Sean posted an article from Atlantic Monthly yesterday and it struck me as perhaps the most eloquent and poignant analysis of why this nation needs Barack Obama yet put to print. If you care at all about 2008, please read this article. I know he already posted this yesterday, but I can’t help but put up another excerpt:
The paradox is that Hillary makes far more sense if you believe that times are actually pretty good. If you believe that America’s current crisis is not a deep one, if you think that pragmatism alone will be enough to navigate a world on the verge of even more religious warfare, if you believe that today’s ideological polarization is not dangerous, and that what appears dark today is an illusion fostered by the lingering trauma of the Bush presidency, then the argument for Obama is not that strong. Clinton will do. And a Clinton-Giuliani race could be as invigorating as it is utterly predictable.

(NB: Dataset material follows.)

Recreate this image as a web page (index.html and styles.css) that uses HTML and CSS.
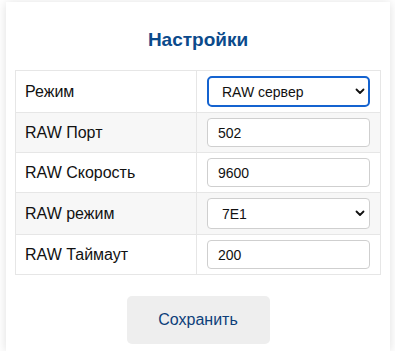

But if you sense, as I do, that greater danger lies ahead, and that our divisions and recent history have combined to make the American polity and constitutional order increasingly vulnerable, then the calculus of risk changes. Sometimes, when the world is changing rapidly, the greater risk is caution. Close-up in this election campaign, Obama is unlikely. From a distance, he is necessary. At a time when America’s estrangement from the world risks tipping into dangerous imbalance, when a country at war with lethal enemies is also increasingly at war with itself, when humankind’s spiritual yearnings veer between an excess of certainty and an inability to believe anything at all, and when sectarian and racial divides seem as intractable as ever, a man who is a bridge between these worlds may be indispensable.
We may in fact have finally found that bridge to the 21st century that Bill Clinton told us about. Its name is Obama.
Again, in context this is an even more powerful passage and I implore you to read the entirety of the article.
Andrew Sullivan’s points about Obama’s potential bipartisan appeal are especially salient today as Zogby’s recent polling becomes a topic of national conversation. The short story: Zogby’s head-to-heads show Hillary losing to every single Republican candidate for President. How does Obama fare? He wins against every single Republican candidate for President. (Edwards is somewhere in between)
Some of the stark contrasts: Clinton loses to McCain by 4 points, Obama wins against McCain by 7 points. Clinton loses to Huckabee by 5 points, Obama wins by 6. Clinton loses to Guiliani by 3 points, Obama wins by 5.
Look, I’ll fully admit that putting too much stock in polls like this at this point is somewhat foolish; especially when the margins are so close. But I strongly feel that these polls are indicative of a larger factor that needs to be given a lot of thought before people go to the polls on primary day: Clinton is old news and Obama is the future. I don’t mean that in as grand terms as it may be taken. I think Clinton is an admirable politician and I’d be happy with her as President, but she is an extension of today’s (read: yesterday’s) politics. She is of a generation that’s been in power for 16 years, she carries with her the baggage of her husband, and she’s been (improperly) demonized by the right more thoroughly than anyone else in politics today. Obama on the other hand represents a leap forward. Sure, it’s unknown and that may make a few people timid but along with that uncertainty comes hope. The hope of a new chapter for America, the hope for a new style of political thinking, a hope for a fresh start for America. And right now if there’s one thing this nation needs it’s hope.
Obama is a fresh start. He’s a symbolic (in more than one way) mending of some of America’s deepest wounds. And I think he’ll fare better in the general because of it. People have yet to really know Obama in the way they (think) they know Hillary and McCain. And I’m confident that once people are given the chance to know him well the contrast between him and the competition will become so stark that this gap will only widen further.
We need Barack Obama. America needs Barack Obama. And Barack Obama can win. Need I say more?